§ **TASK INSTRUCTIONS**
Filter this material down to the lines that hold "styles", copying each one.

BEGIN STORED RECORDS

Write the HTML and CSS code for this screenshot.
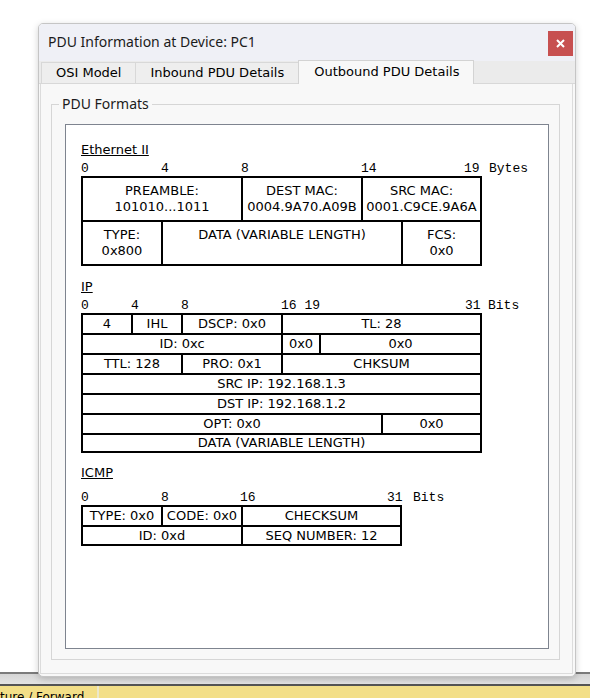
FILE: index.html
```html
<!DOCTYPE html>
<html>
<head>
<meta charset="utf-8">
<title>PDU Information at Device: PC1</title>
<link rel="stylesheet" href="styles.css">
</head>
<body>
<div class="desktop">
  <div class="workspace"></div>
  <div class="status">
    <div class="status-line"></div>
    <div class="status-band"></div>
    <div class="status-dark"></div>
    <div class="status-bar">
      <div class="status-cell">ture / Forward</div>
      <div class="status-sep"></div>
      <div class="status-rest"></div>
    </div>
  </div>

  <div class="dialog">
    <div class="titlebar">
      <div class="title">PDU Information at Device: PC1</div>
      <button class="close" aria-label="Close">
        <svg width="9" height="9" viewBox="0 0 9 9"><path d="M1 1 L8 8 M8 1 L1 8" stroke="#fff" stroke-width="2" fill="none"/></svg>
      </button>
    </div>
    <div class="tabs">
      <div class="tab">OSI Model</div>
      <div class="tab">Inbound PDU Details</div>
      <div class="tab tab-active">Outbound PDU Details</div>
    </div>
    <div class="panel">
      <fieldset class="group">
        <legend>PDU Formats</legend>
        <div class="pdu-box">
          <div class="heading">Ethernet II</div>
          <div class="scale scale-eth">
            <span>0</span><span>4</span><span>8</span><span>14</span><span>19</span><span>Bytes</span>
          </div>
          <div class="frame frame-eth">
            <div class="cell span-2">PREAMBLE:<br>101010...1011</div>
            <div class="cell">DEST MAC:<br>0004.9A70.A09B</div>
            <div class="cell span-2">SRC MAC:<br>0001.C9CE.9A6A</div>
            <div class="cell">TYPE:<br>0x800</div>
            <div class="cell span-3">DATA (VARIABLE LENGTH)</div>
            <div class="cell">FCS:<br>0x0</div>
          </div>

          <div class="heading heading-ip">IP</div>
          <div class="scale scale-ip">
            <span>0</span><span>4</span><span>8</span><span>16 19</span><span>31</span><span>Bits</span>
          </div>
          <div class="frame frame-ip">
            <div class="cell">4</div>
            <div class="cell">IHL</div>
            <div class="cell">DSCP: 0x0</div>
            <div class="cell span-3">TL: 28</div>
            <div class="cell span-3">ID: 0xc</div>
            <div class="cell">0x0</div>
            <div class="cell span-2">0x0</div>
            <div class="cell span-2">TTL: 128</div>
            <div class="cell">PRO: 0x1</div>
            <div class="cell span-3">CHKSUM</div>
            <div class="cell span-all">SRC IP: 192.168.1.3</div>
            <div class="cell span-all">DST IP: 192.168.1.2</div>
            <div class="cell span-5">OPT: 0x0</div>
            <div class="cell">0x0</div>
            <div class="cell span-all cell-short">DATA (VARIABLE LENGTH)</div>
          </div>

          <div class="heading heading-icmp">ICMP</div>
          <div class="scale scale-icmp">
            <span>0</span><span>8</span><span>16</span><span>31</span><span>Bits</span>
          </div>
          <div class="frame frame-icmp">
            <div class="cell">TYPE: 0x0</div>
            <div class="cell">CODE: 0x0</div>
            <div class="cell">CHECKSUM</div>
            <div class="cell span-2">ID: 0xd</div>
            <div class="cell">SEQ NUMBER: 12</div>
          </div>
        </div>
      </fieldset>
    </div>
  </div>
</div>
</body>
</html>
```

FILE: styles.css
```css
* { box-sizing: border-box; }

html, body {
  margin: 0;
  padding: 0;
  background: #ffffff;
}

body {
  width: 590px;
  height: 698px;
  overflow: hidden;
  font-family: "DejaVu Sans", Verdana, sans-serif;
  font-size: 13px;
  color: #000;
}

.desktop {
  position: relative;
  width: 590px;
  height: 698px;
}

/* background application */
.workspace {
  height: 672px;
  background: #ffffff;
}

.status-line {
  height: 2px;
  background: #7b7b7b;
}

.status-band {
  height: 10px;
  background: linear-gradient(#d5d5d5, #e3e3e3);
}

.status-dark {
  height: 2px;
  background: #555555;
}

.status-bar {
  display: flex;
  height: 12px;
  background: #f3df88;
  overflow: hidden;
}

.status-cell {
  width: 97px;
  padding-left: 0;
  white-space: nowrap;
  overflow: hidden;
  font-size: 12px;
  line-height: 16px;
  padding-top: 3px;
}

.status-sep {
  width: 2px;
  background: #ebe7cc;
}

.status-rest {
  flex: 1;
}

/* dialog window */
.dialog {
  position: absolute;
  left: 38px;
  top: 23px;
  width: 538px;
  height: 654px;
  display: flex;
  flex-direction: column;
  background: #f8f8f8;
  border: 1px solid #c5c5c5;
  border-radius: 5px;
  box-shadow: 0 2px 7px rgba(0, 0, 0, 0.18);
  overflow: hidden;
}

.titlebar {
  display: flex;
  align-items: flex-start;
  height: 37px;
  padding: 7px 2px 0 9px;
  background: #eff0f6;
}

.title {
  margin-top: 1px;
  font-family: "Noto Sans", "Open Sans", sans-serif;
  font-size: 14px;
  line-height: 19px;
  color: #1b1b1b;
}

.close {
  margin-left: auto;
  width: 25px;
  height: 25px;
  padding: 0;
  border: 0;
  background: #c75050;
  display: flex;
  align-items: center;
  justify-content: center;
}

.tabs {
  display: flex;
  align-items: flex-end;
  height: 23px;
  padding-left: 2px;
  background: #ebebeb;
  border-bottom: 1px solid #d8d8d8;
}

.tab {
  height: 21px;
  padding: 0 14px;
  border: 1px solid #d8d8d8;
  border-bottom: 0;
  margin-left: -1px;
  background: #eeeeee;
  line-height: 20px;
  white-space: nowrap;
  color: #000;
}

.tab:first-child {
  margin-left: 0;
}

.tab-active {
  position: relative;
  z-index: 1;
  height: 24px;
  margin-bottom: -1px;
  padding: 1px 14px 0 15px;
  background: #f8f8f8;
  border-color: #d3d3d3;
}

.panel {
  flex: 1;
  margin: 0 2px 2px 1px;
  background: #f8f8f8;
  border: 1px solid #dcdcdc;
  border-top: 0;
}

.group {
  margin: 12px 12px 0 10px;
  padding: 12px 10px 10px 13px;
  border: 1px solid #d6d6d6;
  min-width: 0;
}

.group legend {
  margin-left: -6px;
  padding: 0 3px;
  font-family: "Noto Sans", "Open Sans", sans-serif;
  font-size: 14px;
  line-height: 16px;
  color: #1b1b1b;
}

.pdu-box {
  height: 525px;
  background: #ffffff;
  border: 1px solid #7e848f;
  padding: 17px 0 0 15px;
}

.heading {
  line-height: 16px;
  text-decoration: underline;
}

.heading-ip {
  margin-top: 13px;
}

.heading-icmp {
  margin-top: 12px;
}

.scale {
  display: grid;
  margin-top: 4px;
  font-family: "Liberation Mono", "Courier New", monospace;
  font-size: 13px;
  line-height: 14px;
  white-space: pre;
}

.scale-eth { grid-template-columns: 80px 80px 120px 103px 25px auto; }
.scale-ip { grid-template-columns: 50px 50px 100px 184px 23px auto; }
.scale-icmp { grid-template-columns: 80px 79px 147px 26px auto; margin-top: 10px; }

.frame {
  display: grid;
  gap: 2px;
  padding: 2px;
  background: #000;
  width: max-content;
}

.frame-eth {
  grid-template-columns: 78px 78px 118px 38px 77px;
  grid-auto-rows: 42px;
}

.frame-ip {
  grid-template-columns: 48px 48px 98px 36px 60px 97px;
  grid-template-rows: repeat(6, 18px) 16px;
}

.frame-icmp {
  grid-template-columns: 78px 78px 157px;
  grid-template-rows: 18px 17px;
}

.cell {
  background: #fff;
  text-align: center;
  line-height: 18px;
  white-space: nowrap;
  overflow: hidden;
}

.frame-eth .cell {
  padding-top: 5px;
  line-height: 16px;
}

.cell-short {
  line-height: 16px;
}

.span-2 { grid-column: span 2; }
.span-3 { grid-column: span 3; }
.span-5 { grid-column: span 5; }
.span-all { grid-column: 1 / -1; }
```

END STORED RECORDS
BEGIN STORED RECORDS

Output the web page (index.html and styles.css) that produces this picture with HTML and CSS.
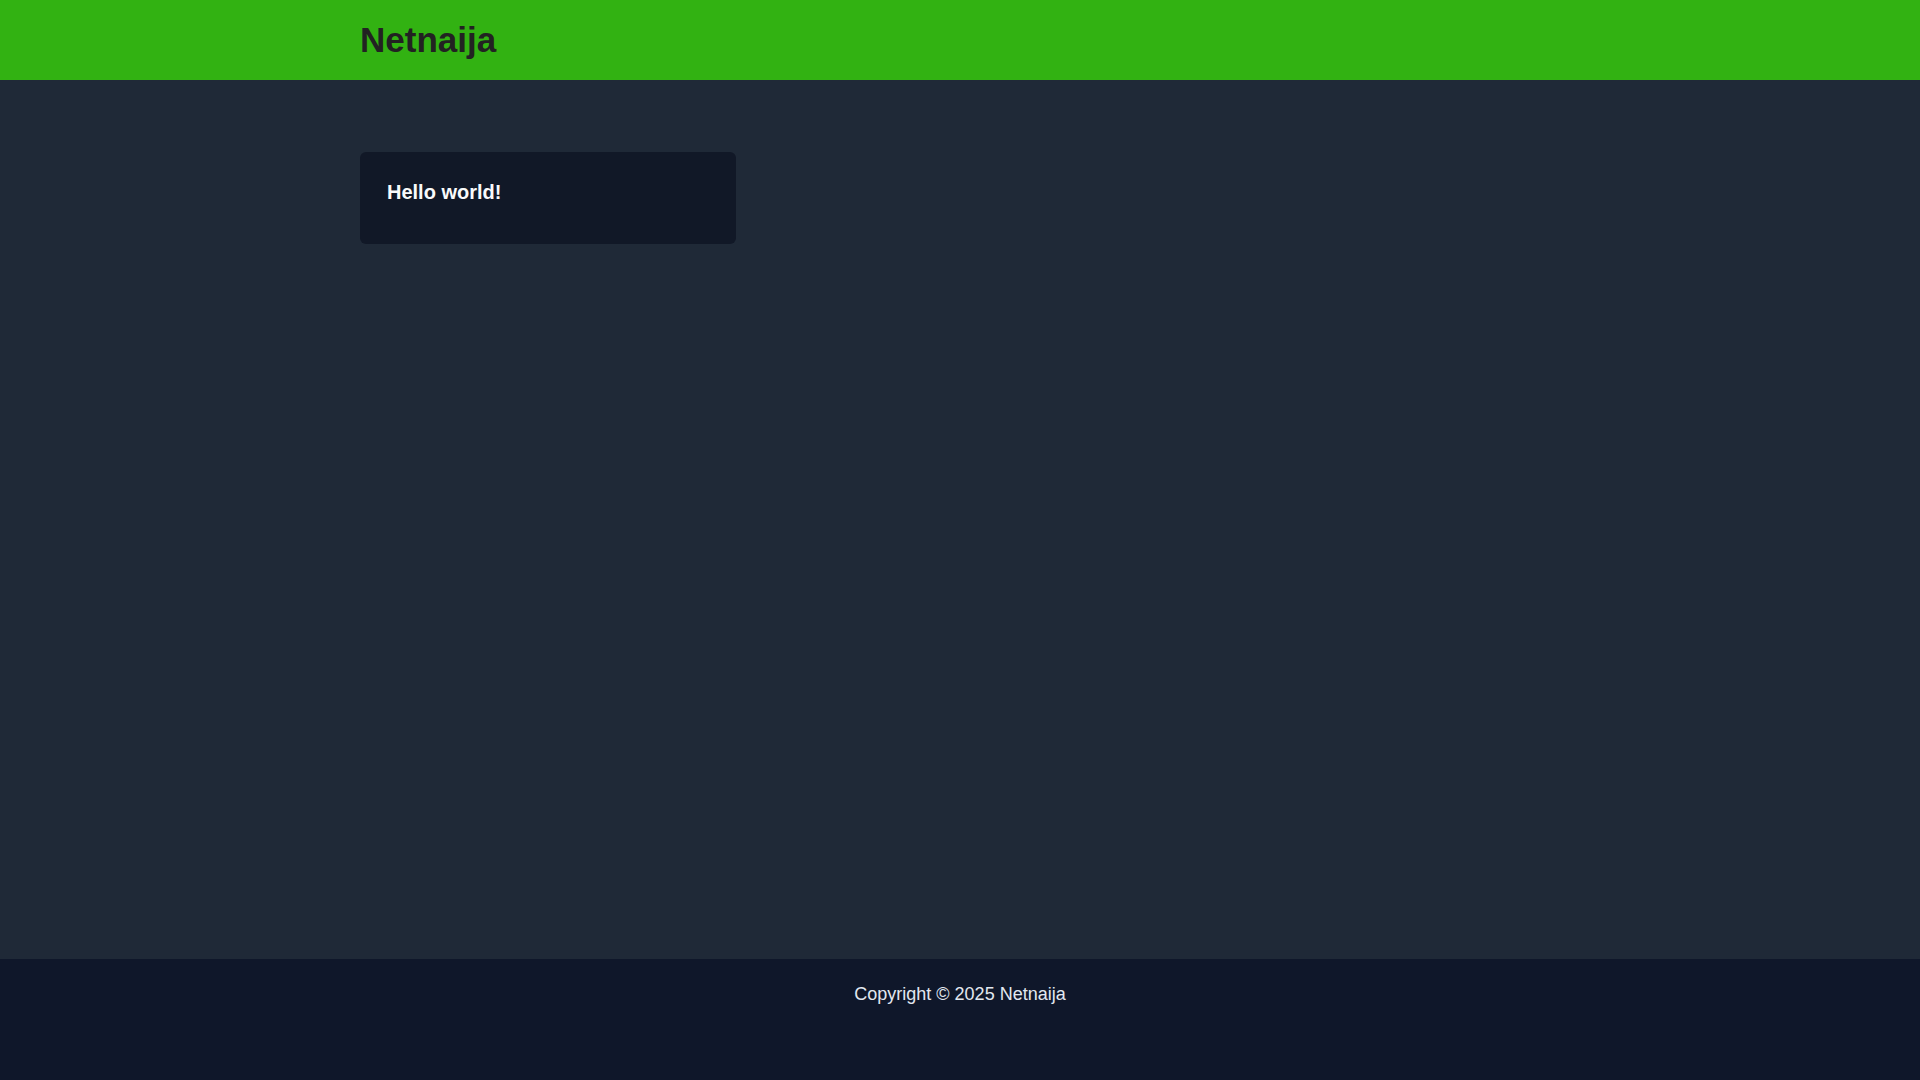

END STORED RECORDS

§ **COMPLETED EXERCISE**
<link rel="stylesheet" href="styles.css">
FILE: styles.css
Output the web page (index.html and styles.css) that produces this picture with HTML and CSS.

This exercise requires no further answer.